Work required –
Select and reproduce each line of the listing below that bears the string "Write".

Material shown –
>>>>>

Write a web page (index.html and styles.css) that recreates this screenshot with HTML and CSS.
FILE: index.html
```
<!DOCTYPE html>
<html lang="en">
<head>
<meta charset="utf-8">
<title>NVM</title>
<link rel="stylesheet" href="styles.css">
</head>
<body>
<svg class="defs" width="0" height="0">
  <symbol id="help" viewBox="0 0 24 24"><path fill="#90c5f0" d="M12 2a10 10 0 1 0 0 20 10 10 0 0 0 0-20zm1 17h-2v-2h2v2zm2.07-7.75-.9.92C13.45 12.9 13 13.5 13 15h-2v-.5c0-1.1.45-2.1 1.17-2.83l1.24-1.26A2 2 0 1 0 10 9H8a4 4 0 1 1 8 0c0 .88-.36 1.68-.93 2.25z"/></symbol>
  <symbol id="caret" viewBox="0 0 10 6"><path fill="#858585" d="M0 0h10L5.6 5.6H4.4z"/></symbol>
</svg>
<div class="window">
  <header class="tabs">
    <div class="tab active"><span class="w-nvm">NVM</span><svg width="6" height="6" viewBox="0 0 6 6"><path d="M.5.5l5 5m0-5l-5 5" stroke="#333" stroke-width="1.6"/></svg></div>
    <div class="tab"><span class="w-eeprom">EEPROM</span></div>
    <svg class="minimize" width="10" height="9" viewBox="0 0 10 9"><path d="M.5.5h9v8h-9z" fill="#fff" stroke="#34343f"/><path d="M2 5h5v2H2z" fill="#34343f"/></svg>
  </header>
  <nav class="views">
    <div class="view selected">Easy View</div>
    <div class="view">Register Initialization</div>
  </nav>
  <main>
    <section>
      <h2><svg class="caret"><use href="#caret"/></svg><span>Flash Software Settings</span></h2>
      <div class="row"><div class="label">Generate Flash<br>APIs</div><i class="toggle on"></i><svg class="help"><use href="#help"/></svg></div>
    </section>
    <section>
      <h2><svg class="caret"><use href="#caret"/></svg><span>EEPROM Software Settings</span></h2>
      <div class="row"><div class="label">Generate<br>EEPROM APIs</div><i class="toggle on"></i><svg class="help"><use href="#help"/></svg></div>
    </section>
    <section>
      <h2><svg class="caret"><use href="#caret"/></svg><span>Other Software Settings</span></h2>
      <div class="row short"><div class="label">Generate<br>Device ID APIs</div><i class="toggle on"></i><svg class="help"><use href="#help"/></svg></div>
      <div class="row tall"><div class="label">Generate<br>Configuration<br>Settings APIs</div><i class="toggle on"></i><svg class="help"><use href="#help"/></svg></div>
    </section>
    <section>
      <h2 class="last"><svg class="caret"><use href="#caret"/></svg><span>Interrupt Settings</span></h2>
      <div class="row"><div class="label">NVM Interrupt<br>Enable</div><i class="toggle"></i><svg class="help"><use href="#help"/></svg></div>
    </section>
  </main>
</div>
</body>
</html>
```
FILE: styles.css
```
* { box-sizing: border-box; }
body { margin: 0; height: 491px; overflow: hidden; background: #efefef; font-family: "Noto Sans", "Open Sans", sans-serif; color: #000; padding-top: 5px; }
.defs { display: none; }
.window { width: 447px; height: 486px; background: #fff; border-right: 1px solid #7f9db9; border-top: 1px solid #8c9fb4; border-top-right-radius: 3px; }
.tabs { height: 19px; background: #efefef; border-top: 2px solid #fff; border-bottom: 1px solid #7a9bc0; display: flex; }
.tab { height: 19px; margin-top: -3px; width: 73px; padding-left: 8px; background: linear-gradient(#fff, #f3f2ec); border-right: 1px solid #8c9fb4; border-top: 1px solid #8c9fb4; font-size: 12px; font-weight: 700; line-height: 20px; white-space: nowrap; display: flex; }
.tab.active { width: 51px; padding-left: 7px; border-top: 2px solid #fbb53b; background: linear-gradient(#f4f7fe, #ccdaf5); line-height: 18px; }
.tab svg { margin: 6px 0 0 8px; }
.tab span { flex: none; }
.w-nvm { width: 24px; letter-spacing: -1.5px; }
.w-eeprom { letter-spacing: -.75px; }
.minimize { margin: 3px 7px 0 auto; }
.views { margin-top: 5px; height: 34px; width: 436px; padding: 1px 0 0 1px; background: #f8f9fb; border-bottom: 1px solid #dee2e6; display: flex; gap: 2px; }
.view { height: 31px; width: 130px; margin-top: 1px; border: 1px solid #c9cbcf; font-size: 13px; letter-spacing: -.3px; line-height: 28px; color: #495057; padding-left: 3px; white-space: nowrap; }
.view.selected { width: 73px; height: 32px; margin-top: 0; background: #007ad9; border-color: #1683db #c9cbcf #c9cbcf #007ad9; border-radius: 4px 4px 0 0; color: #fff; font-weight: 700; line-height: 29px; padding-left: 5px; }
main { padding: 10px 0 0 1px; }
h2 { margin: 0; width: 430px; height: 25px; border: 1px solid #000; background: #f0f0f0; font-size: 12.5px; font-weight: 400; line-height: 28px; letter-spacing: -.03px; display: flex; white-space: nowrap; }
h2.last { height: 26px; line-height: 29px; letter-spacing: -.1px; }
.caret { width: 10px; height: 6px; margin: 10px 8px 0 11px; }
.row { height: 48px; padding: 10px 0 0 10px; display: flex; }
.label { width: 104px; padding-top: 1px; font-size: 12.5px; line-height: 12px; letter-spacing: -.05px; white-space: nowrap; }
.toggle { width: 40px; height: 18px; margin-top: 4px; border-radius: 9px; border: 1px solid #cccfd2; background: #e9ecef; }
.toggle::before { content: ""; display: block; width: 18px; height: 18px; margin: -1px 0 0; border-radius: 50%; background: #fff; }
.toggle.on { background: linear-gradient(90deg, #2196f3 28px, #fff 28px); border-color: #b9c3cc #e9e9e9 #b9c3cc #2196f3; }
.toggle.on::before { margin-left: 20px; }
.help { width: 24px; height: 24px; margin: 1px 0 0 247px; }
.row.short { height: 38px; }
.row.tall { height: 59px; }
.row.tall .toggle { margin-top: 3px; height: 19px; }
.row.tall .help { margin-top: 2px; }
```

<<<<<
>>>>>

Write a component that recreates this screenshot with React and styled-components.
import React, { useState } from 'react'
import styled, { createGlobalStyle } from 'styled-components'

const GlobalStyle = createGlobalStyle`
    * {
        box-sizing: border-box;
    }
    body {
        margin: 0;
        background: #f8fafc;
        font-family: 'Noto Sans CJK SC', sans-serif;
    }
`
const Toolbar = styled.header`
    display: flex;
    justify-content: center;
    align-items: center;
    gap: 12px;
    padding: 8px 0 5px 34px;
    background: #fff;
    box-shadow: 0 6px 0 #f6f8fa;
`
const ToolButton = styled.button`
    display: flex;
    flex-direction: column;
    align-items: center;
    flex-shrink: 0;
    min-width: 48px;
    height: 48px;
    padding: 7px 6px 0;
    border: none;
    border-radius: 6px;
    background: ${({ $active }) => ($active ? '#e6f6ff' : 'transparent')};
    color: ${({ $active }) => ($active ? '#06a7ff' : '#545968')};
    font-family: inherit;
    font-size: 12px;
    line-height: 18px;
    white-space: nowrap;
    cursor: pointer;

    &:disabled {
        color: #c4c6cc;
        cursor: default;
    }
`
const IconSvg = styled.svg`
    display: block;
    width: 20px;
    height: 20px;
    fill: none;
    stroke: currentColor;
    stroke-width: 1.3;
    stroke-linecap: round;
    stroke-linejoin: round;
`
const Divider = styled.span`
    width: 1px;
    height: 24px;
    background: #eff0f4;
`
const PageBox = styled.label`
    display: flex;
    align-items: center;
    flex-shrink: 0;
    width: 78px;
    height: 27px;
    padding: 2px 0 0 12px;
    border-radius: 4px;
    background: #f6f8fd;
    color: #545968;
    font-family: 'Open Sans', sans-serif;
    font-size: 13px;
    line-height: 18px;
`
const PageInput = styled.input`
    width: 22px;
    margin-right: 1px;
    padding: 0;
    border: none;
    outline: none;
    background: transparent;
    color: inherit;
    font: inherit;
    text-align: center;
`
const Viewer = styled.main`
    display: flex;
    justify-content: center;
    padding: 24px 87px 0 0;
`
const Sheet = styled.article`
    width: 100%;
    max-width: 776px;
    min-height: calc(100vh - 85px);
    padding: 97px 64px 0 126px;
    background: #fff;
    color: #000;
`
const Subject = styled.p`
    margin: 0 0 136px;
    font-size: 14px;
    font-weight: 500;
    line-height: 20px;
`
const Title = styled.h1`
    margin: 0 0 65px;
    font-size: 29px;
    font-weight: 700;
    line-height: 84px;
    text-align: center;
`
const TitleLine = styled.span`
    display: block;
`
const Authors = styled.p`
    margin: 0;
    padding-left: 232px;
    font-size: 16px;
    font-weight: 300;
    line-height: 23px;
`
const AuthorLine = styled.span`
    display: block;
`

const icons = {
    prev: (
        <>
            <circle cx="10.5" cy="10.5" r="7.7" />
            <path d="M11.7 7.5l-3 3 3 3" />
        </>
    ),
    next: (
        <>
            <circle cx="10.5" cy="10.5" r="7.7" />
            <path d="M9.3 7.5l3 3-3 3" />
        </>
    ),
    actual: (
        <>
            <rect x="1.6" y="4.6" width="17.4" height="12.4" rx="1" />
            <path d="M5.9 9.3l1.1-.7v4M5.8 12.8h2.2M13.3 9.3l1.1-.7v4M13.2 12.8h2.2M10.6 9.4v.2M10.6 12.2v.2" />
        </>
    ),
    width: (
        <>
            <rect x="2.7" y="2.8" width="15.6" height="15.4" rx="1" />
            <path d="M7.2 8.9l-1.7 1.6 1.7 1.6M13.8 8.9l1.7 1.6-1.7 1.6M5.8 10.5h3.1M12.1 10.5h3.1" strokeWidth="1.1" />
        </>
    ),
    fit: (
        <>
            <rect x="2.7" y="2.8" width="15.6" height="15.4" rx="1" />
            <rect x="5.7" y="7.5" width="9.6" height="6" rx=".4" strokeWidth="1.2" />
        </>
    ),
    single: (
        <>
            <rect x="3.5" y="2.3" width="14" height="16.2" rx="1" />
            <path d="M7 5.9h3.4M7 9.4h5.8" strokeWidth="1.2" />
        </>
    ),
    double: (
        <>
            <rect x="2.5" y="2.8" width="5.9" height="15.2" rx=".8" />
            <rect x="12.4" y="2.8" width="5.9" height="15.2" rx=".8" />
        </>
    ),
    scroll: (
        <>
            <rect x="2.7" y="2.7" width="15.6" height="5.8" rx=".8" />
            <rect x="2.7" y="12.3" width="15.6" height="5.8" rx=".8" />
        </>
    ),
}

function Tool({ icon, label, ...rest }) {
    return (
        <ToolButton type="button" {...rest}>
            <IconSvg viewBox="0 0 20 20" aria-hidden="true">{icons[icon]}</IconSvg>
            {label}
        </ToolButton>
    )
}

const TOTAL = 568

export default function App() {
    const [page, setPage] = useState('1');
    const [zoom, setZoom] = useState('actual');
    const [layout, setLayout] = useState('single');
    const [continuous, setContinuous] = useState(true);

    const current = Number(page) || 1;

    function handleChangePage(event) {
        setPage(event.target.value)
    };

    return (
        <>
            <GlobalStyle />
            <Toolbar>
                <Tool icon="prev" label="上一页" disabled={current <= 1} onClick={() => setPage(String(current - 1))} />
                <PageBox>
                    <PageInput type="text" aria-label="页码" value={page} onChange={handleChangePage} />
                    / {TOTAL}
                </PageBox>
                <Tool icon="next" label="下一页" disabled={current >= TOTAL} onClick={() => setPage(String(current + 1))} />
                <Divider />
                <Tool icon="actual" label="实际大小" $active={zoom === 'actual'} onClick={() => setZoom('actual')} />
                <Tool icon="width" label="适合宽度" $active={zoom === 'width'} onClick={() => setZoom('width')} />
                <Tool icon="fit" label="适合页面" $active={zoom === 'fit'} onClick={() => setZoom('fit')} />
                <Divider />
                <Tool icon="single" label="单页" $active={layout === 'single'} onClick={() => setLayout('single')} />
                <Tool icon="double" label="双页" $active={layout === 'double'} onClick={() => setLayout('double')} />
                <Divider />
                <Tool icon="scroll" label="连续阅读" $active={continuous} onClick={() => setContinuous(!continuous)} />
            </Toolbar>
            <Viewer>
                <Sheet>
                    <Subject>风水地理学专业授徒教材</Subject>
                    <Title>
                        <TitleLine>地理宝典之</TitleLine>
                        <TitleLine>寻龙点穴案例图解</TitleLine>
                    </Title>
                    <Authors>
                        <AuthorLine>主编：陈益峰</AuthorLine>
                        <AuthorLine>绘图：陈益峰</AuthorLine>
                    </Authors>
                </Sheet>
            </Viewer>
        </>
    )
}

<<<<<
>>>>>

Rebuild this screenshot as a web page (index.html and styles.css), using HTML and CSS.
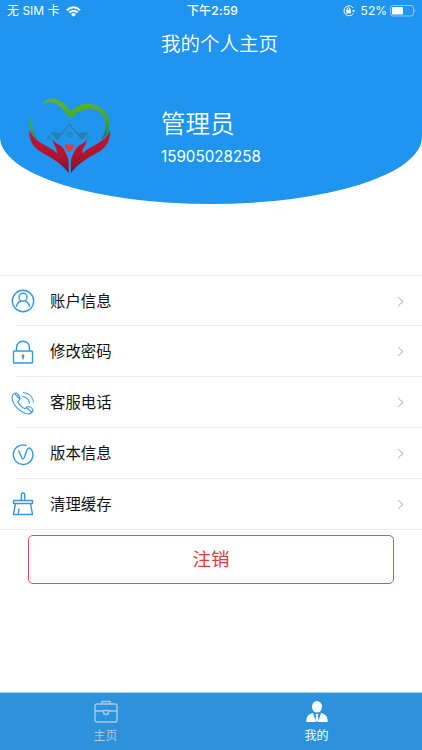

<<<<<

Result of the exercise –
Write a web page (index.html and styles.css) that recreates this screenshot with HTML and CSS.
Write a component that recreates this screenshot with React and styled-components.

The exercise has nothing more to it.